Deficits matter … if there is a Republican in office. At least, according to The Washington Post.
The Post’s Editorial Board on January 28 criticized “the [government’s] reckless return to deficit spending.” They warned “the country cannot borrow ever-increasing amounts [of money] without consequence” referring to President Donald Trump’s proposed economic plans and potential deficits.
Although, The Post said Trump’s economic plans are “unjustified,” on Oct. 26, 2012, the Editorial Board clearly endorsed President Obama for a second term, even though Obama had just recorded a record deficit of over $1.4 trillion in 2009.
Obama ended up adding over $9 trillion to the national debt before he left office, which is about the same as every other president combined. When the Post endorsed him for a second term, Obama had 4 straight years of running a more than $1 trillion deficit.

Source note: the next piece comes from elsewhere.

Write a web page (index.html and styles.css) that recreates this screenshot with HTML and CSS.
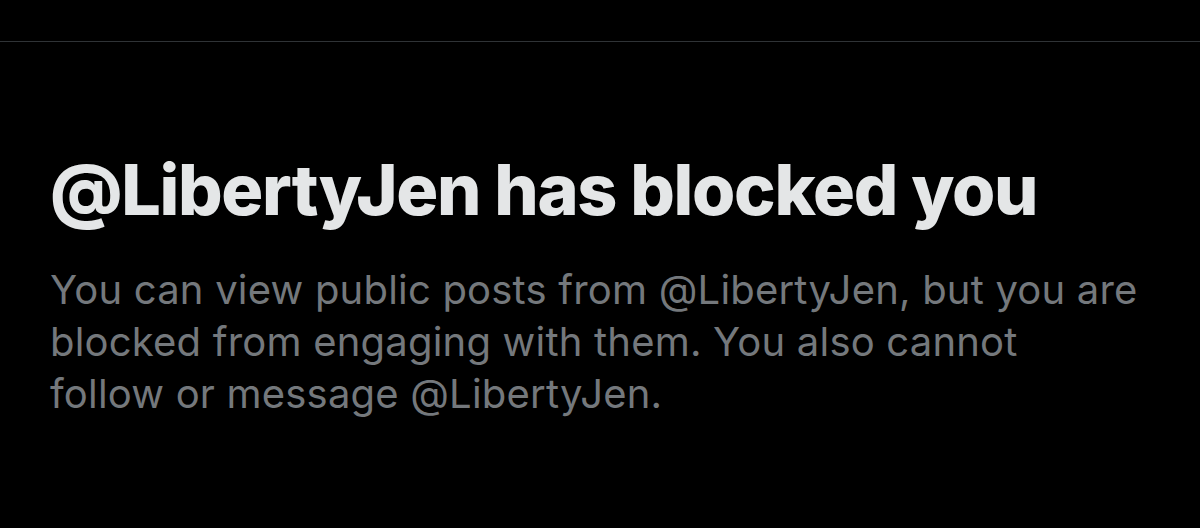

The editorial also criticized Trump’s proposed tax cuts and increase in defense spending and said “this casual return to deficit spending” is not justified. But they did not include any mention that lowering tax rates can actually increase revenue to the government. They didn’t even present this as a possible scenario.
According to a Heritage Foundation study, former President Ronald Reagan drastically reduced taxes and revenues to the government increased “from $500 billion to $1 trillion by the end of the 1980s.” In fact, over U.S. history, as top tax rates have decreased, tax revenue has increased. This graph from a Forbes article shows just that.
Trump’s website says he plans to invest up to $1 trillion on infrastructure projects over the next 10 years.
On July 15, 2011, when President Obama had a nearly $1.3 trillion deficit, Neil Irwin wrote a business story for the Post and stated that if the government borrowed money to pay for things “such as highways,” then “deficit financing can make a lot of sense.” Today, the deficit is sitting right under $600 billion and the Post is saying Trump’s economic plans are “reckless.”